◆ Set task
Print the listing from its top line through the line containing "border-t-[#777] border-l-[#777] border-r-[#eee]", nothing more, and leave out the pictures.

◆ Dataset extract
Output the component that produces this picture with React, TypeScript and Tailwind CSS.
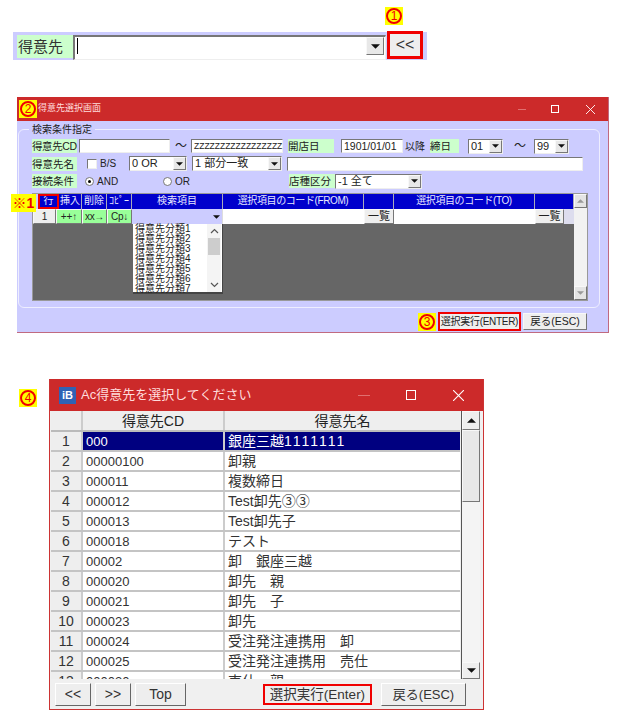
import React from "react";

const bevel = "border border-t-[#f8f8f8] border-l-[#f8f8f8] border-r-[#777] border-b-[#777]";
const sunken = "border border-t-[#777] border-l-[#777] border-r-[#eee] border-b-[#eee]";

function Mark({ t, cls = "" }: { t: string; cls?: string }) {
  return (
    <div className={`w-[18px] h-[18px] bg-[#ffff00] flex items-center justify-center shrink-0 ${cls}`}>
      <div className="w-[16px] h-[16px] rounded-full border-2 border-[#f00000] text-[#f00000] text-[12px] leading-[12px] text-center">{t}</div>
    </div>
  );
}

function Arrow({ small = false }: { small?: boolean }) {
  return (
    <svg width={small ? 7 : 9} height={small ? 4 : 5} viewBox="0 0 8 4"><path d="M0 0h8L4 4z" fill="#111" /></svg>
  );
}

function Sel({ w, text, cls = "" }: { w: string; text: string; cls?: string }) {
  return (
    <div className={`${w} h-[15px] bg-white ${sunken} flex items-center justify-between text-[11px] leading-none pl-[2px] shrink-0 ${cls}`}>
      <span className="whitespace-nowrap">{text}</span>
      <span className={`w-[13px] h-[13px] bg-[#e8e8e8] ${bevel} flex items-center justify-center`}><Arrow small /></span>
    </div>
  );
}

function Lab({ w, text, cls = "" }: { w: string; text: string; cls?: string }) {
  return <div className={`${w} h-[14px] bg-[#ccffcc] text-[10.5px] leading-[14px] whitespace-nowrap shrink-0 ${cls}`}>{text}</div>;
}

function Inp({ w, text = "", cls = "" }: { w: string; text?: string; cls?: string }) {
  return <div className={`${w} h-[14px] bg-white ${sunken} leading-[12px] pl-[2px] whitespace-nowrap shrink-0 ${cls}`}>{text}</div>;
}

const head = "h-[15px] bg-[#0000cc] text-[#e8e8ff] text-[10px] leading-[14px] text-center border-r border-[#aab] whitespace-nowrap shrink-0";

function SearchGrid() {
  const list = ["得意先分類1", "得意先分類2", "得意先分類3", "得意先分類4", "得意先分類5", "得意先分類6", "得意先分類7"];
  return (
    <div className="relative mt-[4px] w-[556px] h-[108px] border border-[#999] flex">
      <div className="w-[541px] h-full bg-[#666666] flex flex-col">
        <div className="flex">
          <div className={`${head} w-[6px] !bg-[#ccccff]`} />
          <div className={`${head} w-[20px]`}>行</div>
          <div className={`${head} w-[23px]`}>挿入</div>
          <div className={`${head} w-[25px]`}>削除</div>
          <div className={`${head} w-[25px]`}>ｺﾋﾟｰ</div>
          <div className={`${head} w-[91px]`}>検索項目</div>
          <div className={`${head} w-[141px] tracking-[-0.4px]`}>選択項目のコード(FROM)</div>
          <div className={`${head} w-[30px]`} />
          <div className={`${head} w-[141px] tracking-[-0.4px]`}>選択項目のコード(TO)</div>
          <div className={`${head} w-[39px]`} />
        </div>
        <div className="flex h-[15px] text-[10px] leading-[13px]">
          <div className={`w-[23px] bg-[#eeeeee] text-center ${bevel}`}>1</div>
          <div className={`w-[26px] bg-[#99ff99] text-center ${bevel}`}>++↑</div>
          <div className={`w-[25px] bg-[#99ff99] text-center ${bevel} whitespace-nowrap tracking-[-0.3px]`}>xx→</div>
          <div className={`w-[25px] bg-[#99ff99] text-center ${bevel} whitespace-nowrap tracking-[-0.3px]`}>Cp↓</div>
          <div className="w-[91px] bg-[#ccccff] flex items-center justify-end pr-[2px] border-r border-[#ddd]"><Arrow small /></div>
          <div className="w-[141px] bg-white" />
          <div className={`w-[30px] bg-[#eeeeee] text-center text-[11px] ${bevel}`}>一覧</div>
          <div className="w-[141px] bg-white" />
          <div className={`w-[29px] bg-[#eeeeee] text-center text-[11px] ${bevel}`}>一覧</div>
          <div className="w-[10px] bg-[#ddddee]" />
        </div>
        <div className="ml-[100px] w-[90px] h-[70px] bg-white border-b-2 border-r border-[#444] flex">
          <div className="w-[74px] text-[10px] leading-[10px] pl-[2px] text-[#222]">
            {list.map((s) => <div key={s} className="h-[10px] whitespace-nowrap">{s}</div>)}
          </div>
          <div className="w-[14px] bg-[#f4f4f4] flex flex-col items-center">
            <svg width="9" height="14" viewBox="0 0 9 14"><path d="M1 9l3.5-3.5L8 9" fill="none" stroke="#555" strokeWidth="1.2" /></svg>
            <div className="w-[12px] h-[17px] bg-[#cdcdcd]" />
            <div className="flex-1" />
            <svg width="9" height="14" viewBox="0 0 9 14"><path d="M1 5l3.5 3.5L8 5" fill="none" stroke="#555" strokeWidth="1.2" /></svg>
          </div>
        </div>
      </div>
      <div className="w-[14px] h-full bg-[#f2f2f2] flex flex-col justify-between">
        <div className={`h-[14px] bg-[#e4e4e4] ${bevel} flex items-center justify-center`}><svg width="7" height="4" viewBox="0 0 8 4"><path d="M0 4h8L4 0z" fill="#999" /></svg></div>
        <div className={`h-[14px] bg-[#e4e4e4] ${bevel} flex items-center justify-center`}><svg width="7" height="4" viewBox="0 0 8 4"><path d="M0 0h8L4 4z" fill="#999" /></svg></div>
      </div>
      <div className="absolute left-[5px] top-[0px] w-[21px] h-[15px] border-2 border-[#f00000]" />
    </div>
  );
}

function WinBtns({ size }: { size: "s" | "l" }) {
  const big = size === "l";
  return (
    <div className="flex items-center">
      <div className={`${big ? "w-[12px]" : "w-[8px]"} h-px bg-[#e07070]`} />
      <div className={`${big ? "ml-[36px] w-[10px] h-[10px]" : "ml-[25px] w-[8px] h-[8px]"} border border-white`} />
      <svg className={big ? "ml-[37px]" : "ml-[27px]"} width={big ? 11 : 9} height={big ? 11 : 9} viewBox="0 0 10 10"><path d="M0 0l10 10M10 0L0 10" stroke="#fff" strokeWidth="1" /></svg>
    </div>
  );
}

function SearchWindow() {
  return (
    <div className="relative mt-[37px] ml-[17px] w-[592px] h-[236px] bg-[#ccccff] border-r border-b border-[#c06a80] flex flex-col">
      <div className="h-[24px] bg-[#cc2a2a] flex items-center justify-between pl-[2px] pr-[13px] shrink-0">
        <div className="flex items-center">
          <Mark t="2" />
          <span className="ml-[1px] text-[9px] text-[#ffdcdc]">得意先選択画面</span>
        </div>
        <WinBtns size="s" />
      </div>
      <div className="relative ml-[1px] mt-[8px] w-[582px] h-[179px] border border-[#eef] rounded-[6px] pt-[8px] pl-[13px] shrink-0">
        <div className="absolute left-[10px] top-[-6px] px-[3px] bg-[#ccccff] text-[10px] leading-[12px] text-[#222]">検索条件指定</div>
        <div className="flex items-center h-[16px] text-[#222]">
          <Lab w="w-[45px]" text="得意先CD" cls="tracking-[-0.4px]" />
          <Inp w="w-[91px]" cls="ml-[2px]" />
          <span className="ml-[5px] w-[16px] text-[12px]">～</span>
          <Inp w="w-[92px]" text="ZZZZZZZZZZZZZZZZZ" cls="text-[8.5px]" />
          <Lab w="w-[46px]" text="開店日" cls="ml-[5px]" />
          <Inp w="w-[62px]" text="1901/01/01" cls="ml-[7px] text-[10.5px]" />
          <span className="ml-[2px] text-[10px] w-[22px]">以降</span>
          <Lab w="w-[29px]" text="締日" cls="ml-[3px]" />
          <Sel w="w-[35px]" text="01" cls="ml-[9px]" />
          <span className="ml-[11px] w-[20px] text-[12px]">～</span>
          <Sel w="w-[35px]" text="99" />
        </div>
        <div className="flex items-center h-[15px] mt-[2px] text-[#222]">
          <Lab w="w-[45px]" text="得意先名" />
          <div className={`ml-[10px] w-[10px] h-[10px] bg-white ${sunken}`} />
          <span className="ml-[3px] w-[29px] text-[10px]">B/S</span>
          <Sel w="w-[58px]" text="0 OR" />
          <Sel w="w-[90px]" text="1 部分一致" cls="ml-[5px]" />
          <Inp w="w-[296px]" cls="ml-[5px]" />
        </div>
        <div className="flex items-center h-[16px] mt-[2px] text-[#222]">
          <Lab w="w-[45px]" text="接続条件" />
          <div className="ml-[8px] w-[9px] h-[9px] rounded-full bg-white border border-[#777] flex items-center justify-center"><div className="w-[3px] h-[3px] rounded-full bg-black" /></div>
          <span className="ml-[3px] w-[66px] text-[10px]">AND</span>
          <div className="w-[9px] h-[9px] rounded-full bg-white border border-[#777]" />
          <span className="ml-[3px] w-[114px] text-[10px]">OR</span>
          <Lab w="w-[46px]" text="店種区分" />
          <Sel w="w-[87px]" text="-1 全て" />
        </div>
        <SearchGrid />
      </div>
      <div className="flex items-center justify-end mt-[4px] mr-[21px] text-[#222]">
        <Mark t="3" cls="mr-[2px]" />
        <div className="w-[83px] h-[19px] border-2 border-[#f00000] bg-[#eeeeee] text-[10px] leading-[15px] text-center whitespace-nowrap tracking-[-0.3px]">選択実行(ENTER)</div>
        <div className={`ml-[2px] w-[64px] h-[17px] bg-[#eeeeee] ${bevel} text-[10.5px] leading-[15px] text-center whitespace-nowrap`}>戻る(ESC)</div>
      </div>
      <div className="absolute left-[-6px] top-[97px] w-[25px] h-[18px] bg-[#ffff00] text-[#f00000] text-[14px] leading-[18px] text-center font-bold whitespace-nowrap">※1</div>
    </div>
  );
}

const rows: [string, string][] = [
  ["000", ""],
  ["00000100", "卸親"],
  ["000011", "複数締日"],
  ["000012", "Test卸先③③"],
  ["000013", "Test卸先子"],
  ["000018", "テスト"],
  ["00002", "卸　銀座三越"],
  ["000020", "卸先　親"],
  ["000021", "卸先　子"],
  ["000023", "卸先"],
  ["000024", "受注発注連携用　卸"],
  ["000025", "受注発注連携用　売仕"],
  ["000030", "売仕　親"],
];

function BottomBtn({ w, text }: { w: string; text: string }) {
  return <div className={`${w} h-[23px] bg-[#eeeeee] border border-t-white border-l-white border-r-[#666] border-b-[#666] text-[14px] leading-[21px] text-center text-[#333] whitespace-nowrap shrink-0`}>{text}</div>;
}

function PickWindow() {
  return (
    <div className="w-[435px] h-[331px] bg-[#f0f0f0] border-l border-r border-b border-[#cc3333] flex flex-col">
      <div className="h-[32px] bg-[#cc2a2a] flex items-center justify-between pl-[9px] pr-[19px] shrink-0">
        <div className="flex items-center">
          <div className="w-[17px] h-[17px] bg-[#2f62b4] flex items-center justify-center text-white text-[11px] font-bold leading-none">iB</div>
          <span className="ml-[5px] text-[13px] text-[#ffdcdc] whitespace-nowrap">Ac得意先を選択してください</span>
        </div>
        <WinBtns size="l" />
      </div>
      <div className="flex h-[268px] overflow-hidden pl-[1px] shrink-0">
        <div className="w-[409px] shrink-0 flex flex-col">
          <div className="flex h-[21px] shrink-0 bg-[#eeeeee] text-[14px] leading-[20px] text-center text-[#222] border-b-2 border-[#bbb]">
            <div className="w-[32px] border-r-2 border-[#ccc]" />
            <div className="w-[142px] border-r-2 border-[#ccc]">得意先CD</div>
            <div className="flex-1">得意先名</div>
          </div>
          {rows.map(([cd, name], i) => (
            <div key={cd} className="flex h-[20px] shrink-0 text-[13px] leading-[19px] text-[#333] border-b-2 border-[#c4c4c4]">
              <div className="w-[32px] bg-[#eeeeee] text-center border-r-2 border-[#ccc] text-[14px]">{i + 1}</div>
              <div className={`w-[142px] pl-[3px] border-r-2 border-[#ccc] ${i === 0 ? "bg-[#000080] text-white" : "bg-white"}`}>{cd}</div>
              <div className={`flex-1 pl-[3px] text-[14px] whitespace-nowrap ${i === 0 ? "bg-[#000080] text-white" : "bg-white"}`}>
                {i === 0 ? <>銀座三越<span className="tracking-[2px]">1111111</span></> : name}
              </div>
            </div>
          ))}
        </div>
        <div className="w-[19px] ml-[1px] bg-[#f4f4f4] border-l border-[#555] flex flex-col shrink-0">
          <div className={`h-[19px] bg-[#eeeeee] ${bevel} flex items-center justify-center`}><svg width="9" height="5" viewBox="0 0 8 4"><path d="M0 4h8L4 0z" fill="#111" /></svg></div>
          <div className={`h-[72px] bg-[#e8e8e8] ${bevel}`} />
          <div className="flex-1" />
          <div className={`h-[17px] bg-[#eeeeee] ${bevel} flex items-center justify-center`}><Arrow /></div>
        </div>
      </div>
      <div className="flex items-center h-[30px] pl-[5px]">
        <BottomBtn w="w-[36px]" text="<<" />
        <BottomBtn w="w-[36px] ml-[4px]" text=">>" />
        <BottomBtn w="w-[51px] ml-[4px]" text="Top" />
        <div className="ml-[77px] w-[109px] h-[21px] border-2 border-[#f00000] bg-[#eeeeee] text-[13.5px] leading-[17px] text-center text-[#333] whitespace-nowrap">選択実行(Enter)</div>
        <BottomBtn w="w-[85px] ml-[9px] !text-[13px]" text="戻る(ESC)" />
      </div>
    </div>
  );
}

export default function App() {
  return (
    <div className="w-[624px] h-[721px] bg-white overflow-hidden pt-[7px] font-['Liberation_Sans','Noto_Sans_CJK_JP',sans-serif] text-[#222]">
      <Mark t="1" cls="ml-[385px]" />
      <div className="ml-[13px] mt-[7px] w-[414px] h-[28px] bg-[#ccccff] flex items-start pt-[3px] pl-[4px]">
        <div className="w-[56px] h-[23px] bg-[#ccffcc] text-[15px] leading-[23px] pl-[1px] text-[#333]">得意先</div>
        <div className={`w-[313px] h-[25px] bg-white ${sunken} border-t-2 border-l-2 flex items-start justify-between pl-[2px] pr-[1px]`}>
          <div className="w-px h-[16px] bg-black mt-[1px]" />
          <div className={`w-[18px] h-[18px] bg-[#e8e8e8] ${bevel} flex items-center justify-center`}><Arrow /></div>
        </div>
        <div className="-mt-[4px] ml-[1px] w-[36px] h-[28px] border-[3px] border-[#f00000] bg-[#eeeeee] text-[16px] leading-[21px] text-center text-[#333]">&lt;&lt;</div>
      </div>
      <SearchWindow />
      <div className="flex mt-[46px] ml-[19px]">
        <Mark t="4" cls="mt-[10px]" />
        <div className="ml-[12px]"><PickWindow /></div>
      </div>
    </div>
  );
}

◆ Answer below
Output the component that produces this picture with React, TypeScript and Tailwind CSS.
import React from "react";

const bevel = "border border-t-[#f8f8f8] border-l-[#f8f8f8] border-r-[#777] border-b-[#777]";
const sunken = "border border-t-[#777] border-l-[#777] border-r-[#eee] border-b-[#eee]";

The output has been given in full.